Information provided
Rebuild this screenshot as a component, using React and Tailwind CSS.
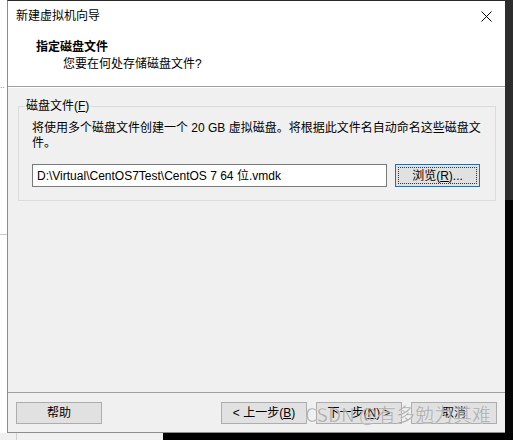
import React from 'react';

const font = { fontFamily: '"Liberation Sans", "Noto Sans CJK SC", sans-serif' };

const Btn = ({ children, className = '' }) => (
  <button
    className={`h-[22px] w-[86px] border border-[#adadad] bg-[#e1e1e1] text-[12px] text-black leading-none flex items-center justify-center ${className}`}
  >
    {children}
  </button>
);

const App = () => {
  return (
    <div className="w-[513px] h-[440px] flex flex-col overflow-hidden relative bg-white" style={font}>
      <div className="flex h-[433px]">
        {/* desktop strip on the left */}
        <div className="w-[7px] flex flex-col bg-white">
          <div className="h-[86px]" />
          <div className="text-[8px] leading-none text-[#3060a0] -mt-1">..</div>
          <div className="h-[144px]" />
          <div className="h-px bg-[#c8c8c8]" />
        </div>

        {/* dialog */}
        <div className="w-[498px] flex flex-col border-l border-b border-[#8c8c8c] border-t border-t-[#2a2a2a]">
          <div className="h-[30px] bg-white flex items-center justify-between pl-[8px] pr-[13px]">
            <span className="text-[12px] text-black">新建虚拟机向导</span>
            <svg width="11" height="11" viewBox="0 0 11 11">
              <path d="M0.5 0.5 L10.5 10.5 M10.5 0.5 L0.5 10.5" stroke="#000" strokeWidth="1" />
            </svg>
          </div>
          <div className="h-[56px] bg-white border-b border-[#a0a0a0] flex flex-col pl-[28px] pt-[8px]">
            <span className="text-[12px] font-bold text-black leading-[17px]">指定磁盘文件</span>
            <span className="text-[12px] text-black leading-[17px] pl-[27px]">您要在何处存储磁盘文件?</span>
          </div>
          <div className="flex-1 bg-[#f0f0f0] border-t border-white flex flex-col">
            <div className="flex-1 pt-[18px] pl-[10px] pr-[9px]">
              <div className="relative border border-[#dcdcdc] h-[95px] pl-[13px] pr-[10px] pt-[14px]">
                <span className="absolute -top-[9px] left-[6px] bg-[#f0f0f0] px-[1px] text-[12px] leading-[17px] text-black">
                  磁盘文件(<span className="underline">F</span>)
                </span>
                <p className="text-[12px] leading-[15px] text-black">
                  将使用多个磁盘文件创建一个 20 GB 虚拟磁盘。将根据此文件名自动命名这些磁盘文件。
                </p>
                <div className="flex items-center gap-[8px] mt-[13px]">
                  <div className="w-[355px] h-[23px] border border-[#7a7a7a] bg-white flex items-center pl-[4px] text-[12px] text-black">
                    D:\Virtual\CentOS7Test\CentOS 7 64 位.vmdk
                  </div>
                  <div className="w-[85px] h-[23px] border border-[#0078d7] bg-[#e1e1e1] p-[2px]">
                    <div className="w-full h-full border border-dotted border-[#333] flex items-center justify-center text-[12px] text-black">
                      浏览(<span className="underline">R</span>)...
                    </div>
                  </div>
                </div>
              </div>
            </div>
            <div className="h-[40px] border-t border-[#a0a0a0] flex items-start pt-[9px] pl-[8px] pr-[8px]">
              <Btn>帮助</Btn>
              <div className="flex-1" />
              <div className="flex gap-[9px]">
                <Btn>&lt; 上一步(<span className="underline">B</span>)</Btn>
                <Btn>下一步(<span className="underline">N</span>) &gt;</Btn>
                <Btn>取消</Btn>
              </div>
            </div>
          </div>
        </div>

        {/* dark strip on the right */}
        <div className="flex-1 flex flex-col">
          <div className="h-[200px] bg-[#2d2d2d]" />
          <div className="flex-1 bg-[#050505]" />
        </div>
      </div>
      <div className="flex-1 flex">
        <div className="w-[163px] bg-[#f0f0f0] flex">
          <div className="w-[16px]" />
          <div className="w-px bg-[#d0d0d0]" />
        </div>
        <div className="flex-1 bg-black" />
      </div>

      {/* watermark */}
      <div
        className="absolute left-[305px] top-[401px] text-[19px] leading-[26px] text-[#999999]/80 pointer-events-none"
        style={{ fontFamily: '"Noto Sans CJK SC", sans-serif', WebkitTextStroke: '0.4px rgba(255,255,255,0.6)' }}
      >
        CSDN @有多勉为其难
      </div>
    </div>
  );
};

export default App;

What the task requires
Keep every word of the data as it is when you write it out, but drop the pictures.

Exercise output
Rebuild this screenshot as a component, using React and Tailwind CSS.
import React from 'react';

const font = { fontFamily: '"Liberation Sans", "Noto Sans CJK SC", sans-serif' };

const Btn = ({ children, className = '' }) => (
  <button
    className={`h-[22px] w-[86px] border border-[#adadad] bg-[#e1e1e1] text-[12px] text-black leading-none flex items-center justify-center ${className}`}
  >
    {children}
  </button>
);

const App = () => {
  return (
    <div className="w-[513px] h-[440px] flex flex-col overflow-hidden relative bg-white" style={font}>
      <div className="flex h-[433px]">
        {/* desktop strip on the left */}
        <div className="w-[7px] flex flex-col bg-white">
          <div className="h-[86px]" />
          <div className="text-[8px] leading-none text-[#3060a0] -mt-1">..</div>
          <div className="h-[144px]" />
          <div className="h-px bg-[#c8c8c8]" />
        </div>

        {/* dialog */}
        <div className="w-[498px] flex flex-col border-l border-b border-[#8c8c8c] border-t border-t-[#2a2a2a]">
          <div className="h-[30px] bg-white flex items-center justify-between pl-[8px] pr-[13px]">
            <span className="text-[12px] text-black">新建虚拟机向导</span>
            <svg width="11" height="11" viewBox="0 0 11 11">
              <path d="M0.5 0.5 L10.5 10.5 M10.5 0.5 L0.5 10.5" stroke="#000" strokeWidth="1" />
            </svg>
          </div>
          <div className="h-[56px] bg-white border-b border-[#a0a0a0] flex flex-col pl-[28px] pt-[8px]">
            <span className="text-[12px] font-bold text-black leading-[17px]">指定磁盘文件</span>
            <span className="text-[12px] text-black leading-[17px] pl-[27px]">您要在何处存储磁盘文件?</span>
          </div>
          <div className="flex-1 bg-[#f0f0f0] border-t border-white flex flex-col">
            <div className="flex-1 pt-[18px] pl-[10px] pr-[9px]">
              <div className="relative border border-[#dcdcdc] h-[95px] pl-[13px] pr-[10px] pt-[14px]">
                <span className="absolute -top-[9px] left-[6px] bg-[#f0f0f0] px-[1px] text-[12px] leading-[17px] text-black">
                  磁盘文件(<span className="underline">F</span>)
                </span>
                <p className="text-[12px] leading-[15px] text-black">
                  将使用多个磁盘文件创建一个 20 GB 虚拟磁盘。将根据此文件名自动命名这些磁盘文件。
                </p>
                <div className="flex items-center gap-[8px] mt-[13px]">
                  <div className="w-[355px] h-[23px] border border-[#7a7a7a] bg-white flex items-center pl-[4px] text-[12px] text-black">
                    D:\Virtual\CentOS7Test\CentOS 7 64 位.vmdk
                  </div>
                  <div className="w-[85px] h-[23px] border border-[#0078d7] bg-[#e1e1e1] p-[2px]">
                    <div className="w-full h-full border border-dotted border-[#333] flex items-center justify-center text-[12px] text-black">
                      浏览(<span className="underline">R</span>)...
                    </div>
                  </div>
                </div>
              </div>
            </div>
            <div className="h-[40px] border-t border-[#a0a0a0] flex items-start pt-[9px] pl-[8px] pr-[8px]">
              <Btn>帮助</Btn>
              <div className="flex-1" />
              <div className="flex gap-[9px]">
                <Btn>&lt; 上一步(<span className="underline">B</span>)</Btn>
                <Btn>下一步(<span className="underline">N</span>) &gt;</Btn>
                <Btn>取消</Btn>
              </div>
            </div>
          </div>
        </div>

        {/* dark strip on the right */}
        <div className="flex-1 flex flex-col">
          <div className="h-[200px] bg-[#2d2d2d]" />
          <div className="flex-1 bg-[#050505]" />
        </div>
      </div>
      <div className="flex-1 flex">
        <div className="w-[163px] bg-[#f0f0f0] flex">
          <div className="w-[16px]" />
          <div className="w-px bg-[#d0d0d0]" />
        </div>
        <div className="flex-1 bg-black" />
      </div>

      {/* watermark */}
      <div
        className="absolute left-[305px] top-[401px] text-[19px] leading-[26px] text-[#999999]/80 pointer-events-none"
        style={{ fontFamily: '"Noto Sans CJK SC", sans-serif', WebkitTextStroke: '0.4px rgba(255,255,255,0.6)' }}
      >
        CSDN @有多勉为其难
      </div>
    </div>
  );
};

export default App;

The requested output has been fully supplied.